Scan the data below. Pull out each line where "screenshot" occurs.

_Data for the task_:
********************
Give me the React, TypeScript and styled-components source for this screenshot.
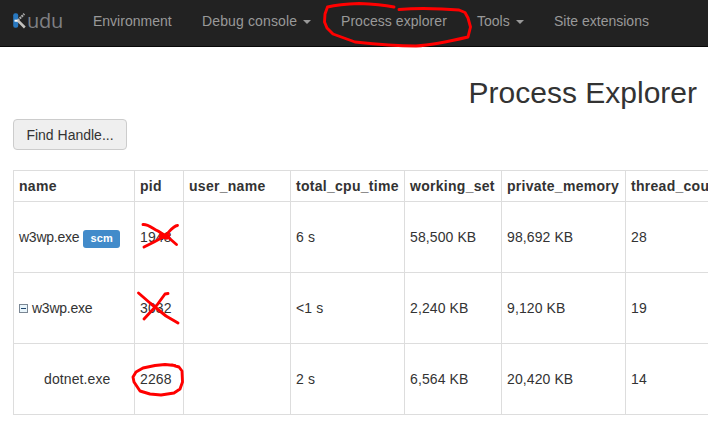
import React from "react";
import styled, { createGlobalStyle } from "styled-components";

const GlobalStyle = createGlobalStyle`
  * { box-sizing: border-box; }
  html, body { margin: 0; overflow: hidden; background: #fff; }
  body {
    font: 14px/20px "Liberation Sans", Arial, sans-serif;
    color: #333;
  }
`;

const Page = styled.div`
  position: relative;
  width: 708px;
  height: 424px;
  overflow: hidden;
`;

const Navbar = styled.nav`
  display: flex;
  align-items: flex-start;
  height: 47px;
  padding-left: 12px;
  background: #222;
  border-bottom: 1px solid #080808;
`;

const Brand = styled.a`
  display: flex;
  width: 66px;
  padding-top: 8px;
  color: #808084;
  font: 20px/26px "Open Sans", "Noto Sans", sans-serif;
  letter-spacing: -0.2px;
`;

const BrandMark = styled.svg`
  flex: none;
  width: 15px;
  height: 18px;
  margin-top: 4px;
`;

const NavItem = styled.a<{ $width: number; $spacing?: number }>`
  flex: none;
  display: flex;
  align-items: center;
  width: ${(p) => p.$width}px;
  padding: 11px 0 15px 15px;
  color: #999;
  letter-spacing: ${(p) => p.$spacing ?? 0}px;
  white-space: nowrap;
`;

const Caret = styled.span`
  margin-left: 6px;
  margin-top: 2px;
  border-top: 4px solid #999;
  border-left: 4px solid transparent;
  border-right: 4px solid transparent;
`;

const Title = styled.h2`
  margin: 26px 11px 0 0;
  text-align: right;
  font-size: 30px;
  line-height: 40px;
  font-weight: 400;
`;

const FindButton = styled.button`
  display: block;
  width: 114px;
  height: 31px;
  margin: 6px 0 20px 13px;
  padding: 0;
  border: 1px solid #ccc;
  border-radius: 4px;
  background: #efefef;
  color: #333;
  font: inherit;
`;

const ProcessTable = styled.table`
  width: 722px;
  margin-left: 13px;
  table-layout: fixed;
  border-collapse: separate;
  border-spacing: 0;
  border-top: 1px solid #ddd;
  border-left: 1px solid #ddd;
`;

const HeadCell = styled.th`
  height: 31px;
  padding: 0 0 0 5px;
  border-right: 1px solid #ddd;
  border-bottom: 1px solid #ddd;
  text-align: left;
  letter-spacing: 0.28px;
  white-space: nowrap;
`;

const Cell = styled.td`
  height: 71px;
  padding: 0 0 0 5px;
  border-right: 1px solid #ddd;
  border-bottom: 1px solid #ddd;
  letter-spacing: 0.1px;
  white-space: nowrap;
`;

const ProcessName = styled.div<{ $depth: number }>`
  display: flex;
  align-items: center;
  padding-left: ${(p) => p.$depth * 25}px;
  letter-spacing: ${(p) => (p.$depth ? 0.1 : -0.25)}px;
`;

const ScmLabel = styled.span`
  width: 37px;
  height: 18px;
  margin: 3px 0 0 4px;
  border-radius: 3px;
  background: #428bca;
  color: #fff;
  font-size: 11px;
  font-weight: 700;
  line-height: 17px;
  letter-spacing: 0.2px;
  text-align: center;
`;

const CollapseIcon = styled.svg`
  width: 9px;
  height: 9px;
  margin-right: 4px;
`;

const Markup = styled.svg`
  position: absolute;
  inset: 0;
  pointer-events: none;
`;

const navItems = [
  { text: "Environment", width: 109, menu: false },
  { text: "Debug console", width: 139, menu: true, spacing: 0.13 },
  { text: "Process explorer", width: 136, menu: false, spacing: 0.05 },
  { text: "Tools", width: 77, menu: true },
  { text: "Site extensions", width: 125, menu: false },
];

const columns = [
  { name: "name", width: 121 },
  { name: "pid", width: 49 },
  { name: "user_name", width: 107 },
  { name: "total_cpu_time", width: 114 },
  { name: "working_set", width: 97 },
  { name: "private_memory", width: 124 },
  { name: "thread_count", width: 109 },
];

const processes = [
  { name: "w3wp.exe", scm: true, parent: false, depth: 0, values: ["1948", "", "6 s", "58,500 KB", "98,692 KB", "28"] },
  { name: "w3wp.exe", scm: false, parent: true, depth: 0, values: ["3032", "", "<1 s", "2,240 KB", "9,120 KB", "19"] },
  { name: "dotnet.exe", scm: false, parent: false, depth: 1, values: ["2268", "", "2 s", "6,564 KB", "20,420 KB", "14"] },
];

export default function App() {
  return (
    <Page>
      <GlobalStyle />
      <Navbar>
        <Brand>
          <BrandMark viewBox="0 0 15 18">
            <rect x="1.2" y="1.3" width="5" height="14.5" rx="2" fill="#2878c0" />
            <path d="M5.8 8.5 12.3 1.8" stroke="#aaa" strokeWidth="2.2" strokeDasharray="2 .7" />
            <path d="M5.3 8 12.8 15.5" stroke="#c3c1bd" strokeWidth="2.5" />
            <path d="M2.5 8.7h3" stroke="#fff" strokeWidth="2" />
          </BrandMark>
          udu
        </Brand>
        {navItems.map((item) => (
          <NavItem key={item.text} $width={item.width} $spacing={item.spacing}>
            {item.text}
            {item.menu && <Caret />}
          </NavItem>
        ))}
      </Navbar>
      <Title>Process Explorer</Title>
      <FindButton>Find Handle...</FindButton>
      <ProcessTable>
        <colgroup>
          {columns.map((c) => (
            <col key={c.name} width={c.width} />
          ))}
        </colgroup>
        <thead>
          <tr>
            {columns.map((c) => (
              <HeadCell key={c.name}>{c.name}</HeadCell>
            ))}
          </tr>
        </thead>
        <tbody>
          {processes.map((p) => (
            <tr key={p.values[0]}>
              <Cell>
                <ProcessName $depth={p.depth}>
                  {p.parent && (
                    <CollapseIcon viewBox="0 0 9 9">
                      <rect x=".5" y=".5" width="8" height="8" fill="#e9f5fb" stroke="#7b8794" />
                      <path d="M2 4.5h5" stroke="#20466e" />
                    </CollapseIcon>
                  )}
                  {p.name}
                  {p.scm && <ScmLabel>scm</ScmLabel>}
                </ProcessName>
              </Cell>
              {p.values.map((v, i) => (
                <Cell key={i}>{v}</Cell>
              ))}
            </tr>
          ))}
        </tbody>
      </ProcessTable>
      <Markup width="708" height="424" fill="none" stroke="#f00" strokeWidth="2.9" strokeLinecap="round" strokeLinejoin="round">
        <path d="M394 7C384 5 374 4 359 3.5C347 4 336 5 327.500 7L325 14L324.500 22L327 28L333 34L344 38L355 42C378 44.500 398 46 416 46C433 45 451 41 468 37L470.500 27L468 18L465 12.500L459 10L442 9C425 8 410 8.500 399 9.500" />
        <path d="M143 224.500C148 224 152 228 158 231L169 238L176.500 244.500M177.500 225.500C173 226 170 231 165 236L154 242L144 247" />
        <path d="M161 234L170 235L167 239L159 237Z" fill="#f00" strokeWidth="1.5" />
        <path d="M138.500 293L150 303L166 316L178 323M168 293.500L165 294L157 305L144 319" />
        <path d="M175 365.500L165 364.500L155 365.500L143 368L136 372L133 377L134 382L140 391L150 394L161 395L174 393L180 389L182.500 382L182 371L179 367L172 365" />
      </Markup>
    </Page>
  );
}
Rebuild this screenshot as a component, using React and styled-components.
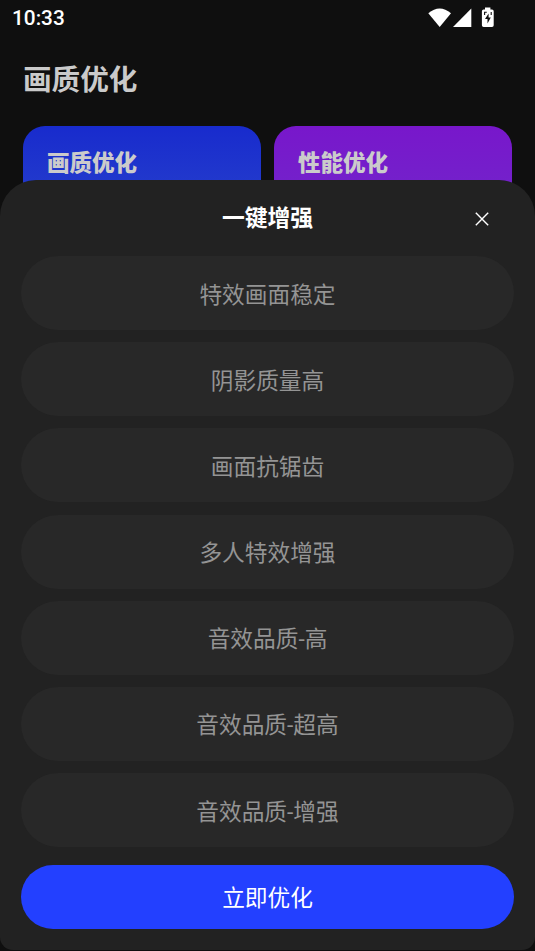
import React from "react";
import styled, { createGlobalStyle } from "styled-components";

const GlobalStyles = createGlobalStyle`
    *,
    *::before,
    *::after {
        box-sizing: border-box;
    }
    body {
        margin: 0;
        background: #0f0f0f;
        font-family: Roboto, "Noto Sans CJK SC", sans-serif;
    }
`;

const ScreenStyles = styled.div`
    display: grid;
    grid-template: 951px / 535px;
    overflow: hidden;
    background: #0f0f0f;
`;

const PageStyles = styled.main`
    grid-area: 1 / 1;
    .heading {
        margin: 21px 0 0;
        padding-left: 23px;
        color: #cacaca;
        font-size: 28.6px;
        line-height: 46px;
        font-weight: 700;
    }
    .cards {
        display: grid;
        grid-template-columns: 238px 238px;
        gap: 13px;
        padding: 23px 23px 0;
    }
`;

const StatusBarStyles = styled.header`
    display: flex;
    justify-content: space-between;
    height: 36px;
    padding: 0 40px 0 12px;
    color: white;
    .time {
        font-size: 20.8px;
        font-weight: 500;
        line-height: 37px;
    }
    .icons {
        display: block;
    }
`;

const CardStyles = styled.section`
    height: 110px;
    padding: 19px 24px;
    border-radius: 22px;
    background: linear-gradient(
        180deg,
        ${(props) => props.$from},
        ${(props) => props.$to}
    );
    color: #cbcbcb;
    font-size: 22.5px;
    line-height: 37px;
    font-weight: 900;
`;

const SheetStyles = styled.section`
    grid-area: 1 / 1;
    z-index: 1;
    display: flex;
    flex-direction: column;
    height: 770px;
    margin-top: 180px;
    padding: 0 21px;
    border-radius: 36px 36px 13px 13px;
    background: #222222;
`;

const SheetHeader = styled.div`
    display: grid;
    grid-template-columns: 64px 1fr 64px;
    align-items: center;
    flex: none;
    height: 76px;
    .title {
        margin: 0;
        padding-top: 2px;
        color: white;
        font-size: 22.8px;
        line-height: 34px;
        font-weight: 700;
        text-align: center;
    }
`;

const CloseButton = styled.button`
    display: grid;
    place-items: center;
    width: 64px;
    height: 64px;
    padding: 1px 0 0;
    border: none;
    background: none;
    color: white;
    cursor: pointer;
`;

const OptionList = styled.div`
    display: flex;
    flex-direction: column;
    gap: 12.2px;
`;

const PillButton = styled.button`
    display: flex;
    align-items: center;
    justify-content: center;
    flex: none;
    width: 493px;
    height: 74px;
    padding: 0;
    border: none;
    border-radius: 37px;
    background: #282828;
    color: #949494;
    font-family: inherit;
    font-size: 22.7px;
    font-weight: 400;
    cursor: pointer;
`;

const SubmitButton = styled(PillButton)`
    height: 64px;
    margin-top: 18px;
    padding-bottom: 1px;
    background: #2340ff;
    color: white;
`;

const options = [
    "特效画面稳定",
    "阴影质量高",
    "画面抗锯齿",
    "多人特效增强",
    "音效品质-高",
    "音效品质-超高",
    "音效品质-增强",
];

const StatusBar = () => {
    return (
        <StatusBarStyles>
            <span className="time">10:33</span>
            <svg className="icons" width="68" height="36" viewBox="427 0 68 36">
                <path
                    d="M428.3 13.2Q439.7 3.8 451 13.2L439.7 27Z"
                    fill="white"
                />
                <path d="M471.3 8.5V27H453Z" fill="white" />
                <path
                    d="M485 7.6h5.4v2H492q1.7 0 1.7 1.7v14q0 1.7-1.7 1.7h-8.4q-1.7 0-1.7-1.7v-14q0-1.7 1.7-1.7H485z"
                    fill="white"
                />
                <path
                    d="M488.6 13.5L485 19h2.5v4.6l3.3-6.2h-2.2z"
                    fill="#0f0f0f"
                />
                <path
                    d="M484.6 15v-2.8h2.2M491.2 12v3"
                    fill="none"
                    stroke="#0f0f0f"
                    strokeWidth="1.1"
                />
            </svg>
        </StatusBarStyles>
    );
};

const App = () => {
    return (
        <>
            <GlobalStyles />
            <ScreenStyles>
                <PageStyles>
                    <StatusBar />
                    <h1 className="heading">画质优化</h1>
                    <div className="cards">
                        <CardStyles $from="#182bcd" $to="#2a45cc">
                            画质优化
                        </CardStyles>
                        <CardStyles $from="#7817cb" $to="#7029cb">
                            性能优化
                        </CardStyles>
                    </div>
                </PageStyles>
                <SheetStyles>
                    <SheetHeader>
                        <span />
                        <h2 className="title">一键增强</h2>
                        <CloseButton aria-label="关闭">
                            <svg width="14" height="14" viewBox="0 0 14 14">
                                <path
                                    d="M.8.8l12.4 12.4M13.2.8L.8 13.2"
                                    stroke="currentColor"
                                    strokeWidth="1.4"
                                />
                            </svg>
                        </CloseButton>
                    </SheetHeader>
                    <OptionList>
                        {options.map((option) => (
                            <PillButton key={option}>{option}</PillButton>
                        ))}
                    </OptionList>
                    <SubmitButton>立即优化</SubmitButton>
                </SheetStyles>
            </ScreenStyles>
        </>
    );
};

export default App;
********************
_Completed task_:
Give me the React, TypeScript and styled-components source for this screenshot.
Rebuild this screenshot as a component, using React and styled-components.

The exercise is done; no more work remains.